André Gustavo Stumpf, jornalista
A impressionante vitória de Donald Trump na eleição norte-americana derrubou as previsões feitas pelos institutos de pesquisa e pelos chamados observadores. Todos previam uma eleição disputada, voto a voto, o que não se revelou afinal. Trump venceu bem e fácil, fez a maioria na Câmara de Representantes e no Senado. Ou seja, vai governar com as mãos livres para tomar as decisões que bem entender. No intervalo entre as duas guerras mundiais, os Estados Unidos assumiram uma posição voltada para seus interesses internos, na tentativa de superar a profunda recessão. Foi a abertura para o mundo, feita por Franklin Roosevelt, que colocou o país na posição de primeira economia do mundo. Trump, agora, quer percorrer o caminho contrário — retornar ao isolacionismo.
A velha direita norte-americana anda muito assustada com os ganhos recentes dos países asiáticos, em especial os da China. Os chineses cometeram a heresia de desafiar o império americano naquilo que tinha ou tem de mais relevante: seu controle sobre o comércio internacional. Os chineses foram mais longe e avançaram muito na tecnologia. Hoje, estão à frente do grande irmão do norte. E no campo do comércio, o mercado mundial foi inundado por produtos chineses de baixo custo que, rapidamente, venceram a concorrência com seus congêneres norte-americanos. O desemprego apareceu no antigo centro do mundo.
A reação teria de vir, cedo ou tarde. Os chineses que, na política externa agem como jogadores de xadrez, devem ter previsto o fenômeno. A China não poderia crescer indefinidamente e colocar o império contra a parede. Haveria, em algum momento, forte reação. Aconteceu agora. É curioso que latinos e negros, aculturados na sociedade norte-americana, se associem à ascensão da direita, porque os empregos deles também estão ameaçados. A realidade da economia internacional, decorrente da globalização, mexeu nos fundamentos de todo o mundo e deixou os norte-americanos preocupados. Eles, que defendiam a abertura dos mercados e o livre-comércio, agora propugnam pelo protecionismo radical.
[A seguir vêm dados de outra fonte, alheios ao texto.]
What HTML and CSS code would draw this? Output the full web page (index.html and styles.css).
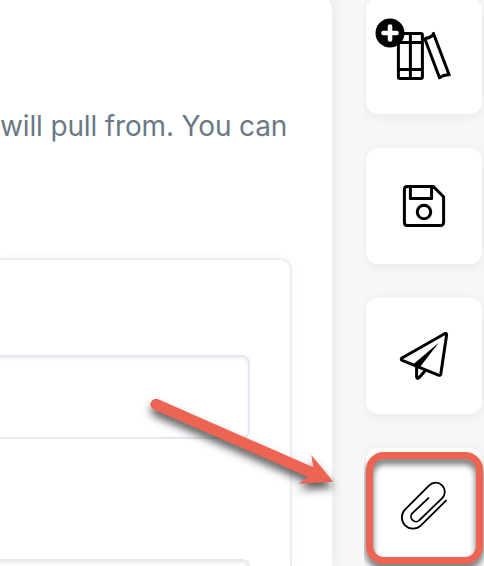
FILE: index.html
```
<!DOCTYPE html>
<html lang="en">
<head>
    <meta charset="UTF-8">
    <meta name="viewport" content="width=device-width, initial-scale=1.0">
    <title>Sources</title>
    <link rel="stylesheet" href="styles.css">
</head>
<body>
    <main class="panel">
        <p class="intro">will pull from. You can</p>
        <section class="card">
            <div class="field"></div>
            <div class="field field-next"></div>
        </section>
    </main>

    <nav class="toolbar">
        <button class="tool" aria-label="Add to library">
            <svg class="icon" viewBox="0 0 60 60">
                <rect x="4.4" y="7.6" width="24" height="44.8" rx="1.5"/>
                <path d="M16.4 7.6V52.4M4.4 16.4H28.4M4.4 43.4H28.4"/>
                <path d="M30.4 11.8L46 53M39 6.2L55.6 50M30.8 12.6C34 12.5 37 11 39.5 8.6M45.6 51.8C48 49.8 51 48.8 55.4 48.8"/>
            </svg>
            <svg class="badge" viewBox="0 0 30 30">
                <circle cx="15" cy="15" r="14.5"/>
                <path d="M15 8.5V21.5M8.5 15H21.5"/>
            </svg>
        </button>

        <button class="tool" aria-label="Save">
            <svg class="icon" viewBox="0 0 60 60">
                <path d="M13.3 10.4H39.2L49.6 20.8V46.6A3 3 0 0 1 46.6 49.6H13.3A3 3 0 0 1 10.4 46.6V13.4A3 3 0 0 1 13.3 10.4Z"/>
                <path d="M16.4 10.4V22.6H37.6V10.4"/>
                <circle cx="30" cy="36" r="6.7"/>
            </svg>
        </button>

        <button class="tool" aria-label="Send">
            <svg class="icon" viewBox="0 0 60 60">
                <path d="M50.6 7.7L8 32Q6.4 33.4 8.2 34.4L45 49.3Q46.5 49.6 46.8 48L52.6 9Q52.6 6.8 50.6 7.7Z"/>
                <path d="M22.6 40.2V51Q23.3 53.4 25 51.7L31.4 44.4"/>
                <path class="solid" d="M45 16.6L19 38.6L25.6 41.4Z"/>
            </svg>
        </button>

        <button class="tool" aria-label="Attach file">
            <svg class="icon icon-thin" viewBox="0 0 60 60">
                <path d="M52 24.6L27 49.4A11 11 0 0 1 11.2 33.4L35.2 9.4A9.1 9.1 0 0 1 48.2 22.2L25.6 44A4.9 4.9 0 0 1 18.4 37.2L34.4 22.2"/>
            </svg>
            <span class="highlight"></span>
        </button>
    </nav>

    <svg class="arrow" viewBox="0 0 200 110">
        <path d="M18.2 9.3L173.3 77.3L171.3 65L193.3 91.7L158.7 93.7L168.3 87L13.8 19.4A5.5 5.5 0 0 1 18.2 9.3Z"/>
    </svg>
</body>
</html>
```

FILE: styles.css
```
:root {
    --page-bg: #f7f7f7;
    --text-color: #6b7987;
    --accent: #ed6453;
    --field-border: #e2e8f0;
}

* {
    margin: 0;
    padding: 0;
    box-sizing: border-box;
}

html {
    overflow: hidden;
}

body {
    display: flex;
    height: 566px;
    overflow: hidden;
    position: relative;
    background: var(--page-bg);
    color: var(--text-color);
    font-family: Inter, "Liberation Sans", sans-serif;
}

.panel {
    display: flex;
    flex-direction: column;
    width: 332px;
    margin-top: -4px;
    padding-top: 113px;
    flex-shrink: 0;
    background: #fff;
    border-radius: 0 14px 0 0;
    box-shadow: 0 0 16px rgba(0, 0, 0, 0.08);
}

.intro {
    height: 34px;
    font-size: 28px;
    line-height: 34px;
    letter-spacing: -0.15px;
    white-space: nowrap;
}

.card {
    width: 292px;
    flex: 1;
    min-height: 0;
    margin-top: 115px;
    padding-top: 95px;
    overflow: hidden;
    border: 2px solid #eee;
    border-width: 2px 2px 0 0;
    border-radius: 0 12px 0 0;
    box-shadow: 0 0 14px rgba(0, 0, 0, 0.035);
}

.field {
    width: 260px;
    height: 84px;
    margin-left: -10px;
    border: 2px solid var(--field-border);
    border-radius: 8px;
    box-shadow: inset 0 2px 3px rgba(0, 0, 0, 0.07);
}

.field-next {
    height: 7px;
    margin-top: 120px;
    border-color: #e9e9e9;
    border-bottom: none;
    border-radius: 8px 8px 0 0;
}

/* Action buttons */
.toolbar {
    display: flex;
    flex-direction: column;
    gap: 34px;
    width: 120px;
    height: 568px;
    margin: -2px 0 0 32px;
    padding-left: 2px;
    flex-shrink: 0;
    overflow: hidden;
}

.tool {
    display: flex;
    align-items: center;
    justify-content: center;
    position: relative;
    width: 116px;
    height: 116px;
    flex-shrink: 0;
    border: none;
    border-radius: 12px;
    background: #fff;
    box-shadow: 0 2px 12px rgba(0, 0, 0, 0.07);
}

.icon {
    width: 60px;
    height: 60px;
    fill: none;
    stroke: #000;
    stroke-width: 3;
    stroke-linejoin: round;
}

.icon-thin {
    stroke-width: 1.8;
    stroke-linecap: round;
}

.solid {
    fill: #000;
    stroke: none;
}

.badge {
    position: absolute;
    top: 20px;
    left: 9px;
    width: 30px;
    height: 30px;
    fill: #000;
    stroke: #fff;
}

.badge circle {
    stroke: none;
}

.badge path {
    stroke-width: 4.6;
    stroke-linecap: round;
}

/* Callout frame and arrow */
.highlight {
    position: absolute;
    top: 4px;
    left: 0;
    width: 117px;
    height: 112px;
    border: 7px solid var(--accent);
    border-radius: 18px;
    filter: drop-shadow(0 5px 3px rgba(0, 0, 0, 0.6));
}

.arrow {
    position: absolute;
    top: 390px;
    left: 140px;
    width: 200px;
    height: 110px;
    overflow: visible;
    fill: var(--accent);
    filter: drop-shadow(0 6px 4px rgba(0, 0, 0, 0.65));
}
```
Há diferença entre intenção e gesto. Distância entre o candidato e o presidente. Nem sempre o figurino de um cabe no perfil do outro. Mesmo vencedor em larga escala, Trump terá dificuldades naturais para exercer solitariamente sua vontade. Taxar produtos chineses para proteger a indústria norte-americana pode significar elevação de preços internos. Ou seja, mais inflação. Ele assumiu o compromisso de baixar a inflação e elevar o nível de emprego. A primeira tentação será pular por cima de barreiras que impeçam a maior produção de bens minerais, entre eles o petróleo. A política externa deverá oferecer cenas de corar frade de pedra. Não é preciso ter bola de cristal para prever que ele vai se envolver na guerra da Ucrânia e deixar o assunto para os europeus. Deve conversar com seu amigo Vladimir Putin e tentar algum tipo de acordo. Mas sempre estará preocupado em reduzir os custos dos Estados Unidos para manter a Organização do Tratado do Atlântico Norte (Otan).
O governo de Israel pode soltar foguetes. Trump será muito favorável ao governo de Jerusalém e tende a não dar muita atenção à reclamação dos árabes. Deve aprofundar algum tipo de isolamento ainda maior a países como Irã e Venezuela, na América do Sul. O Brasil, naturalmente, permanece fora das preocupações do presidente dos Estados Unidos. Lula, aliás, cometeu o incrível deslize de, na véspera da eleição, elogiar Kamala Harris e chamar Trump de nazista. Só resta correr atrás do prejuízo. A política externa brasileira, que começou com pose de primeiro mundo, não chegou a lugar nenhum.
A principal consequência da vitória de Trump no Brasil deverá ter caráter político. A agenda ambiental será modificada de alguma maneira. Mas o principal realinhamento será o reforço dos grupos de direita e centro-direita do Brasil. O ex-presidente Jair Bolsonaro pode começar a sonhar com possível perdão na Justiça brasileira, que sabe o momento e a hora de se curvar às realidades da política. Todo o desenrolar da Operação Lava Jato, o vai e vem das interpretações jurídicas, justificam a crença de que o entendimento jurisprudencial se movimenta segundo as principais tendências do momento. Os novos candidatos à Presidência da República vão aparecer logo. E a esquerda precisará correr muito para encontrar um candidato com chances de vitória, diante da avalanche direitista que deve varrer o mundo ocidental. Um novo valor se alevantou.